Now, we will put the value of $h = 0$ .

$$= \dfrac{{ - \sqrt x \sqrt {x + 0} }}{{x\left( {x + 0} \right)\left( {\sqrt x + \sqrt {x + 0} } \right)}} \\\ = \dfrac{{ - x}}{{{x^2}\left( {2\sqrt x } \right)}} \\\ = \dfrac{{ - 1}}{{2{x^{\dfrac{3}{2}}}}} \;$$

Thus, by using the definition of derivative, we can get the derivative of the function $\dfrac{1}{{\sqrt x }}$ as $\dfrac{{ - 1}}{{2{x^{\dfrac{3}{2}}}}}$ .
So, the correct answer is “ $\dfrac{1}{{\sqrt x }}$ as $\dfrac{{ - 1}}{{2{x^{\dfrac{3}{2}}}}}$ ”.

Note : While solving this type of question where we need to solve the limit, we cannot directly put the values such that the denominator becomes zero.

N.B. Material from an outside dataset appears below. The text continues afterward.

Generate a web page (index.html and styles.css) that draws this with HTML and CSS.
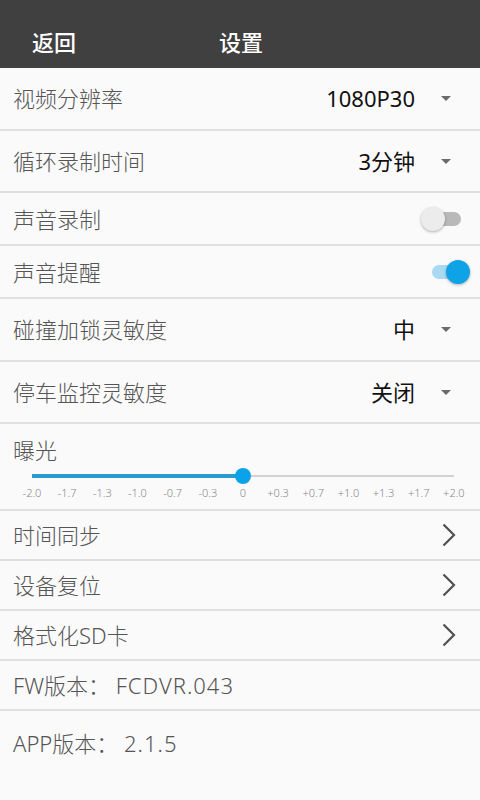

This is because it will give us an infinite value. Therefore, in this question, instead of putting the value of $h = 0$ in the first step, we have first done some mathematical operation so that we can have a non-zero value for our denominator.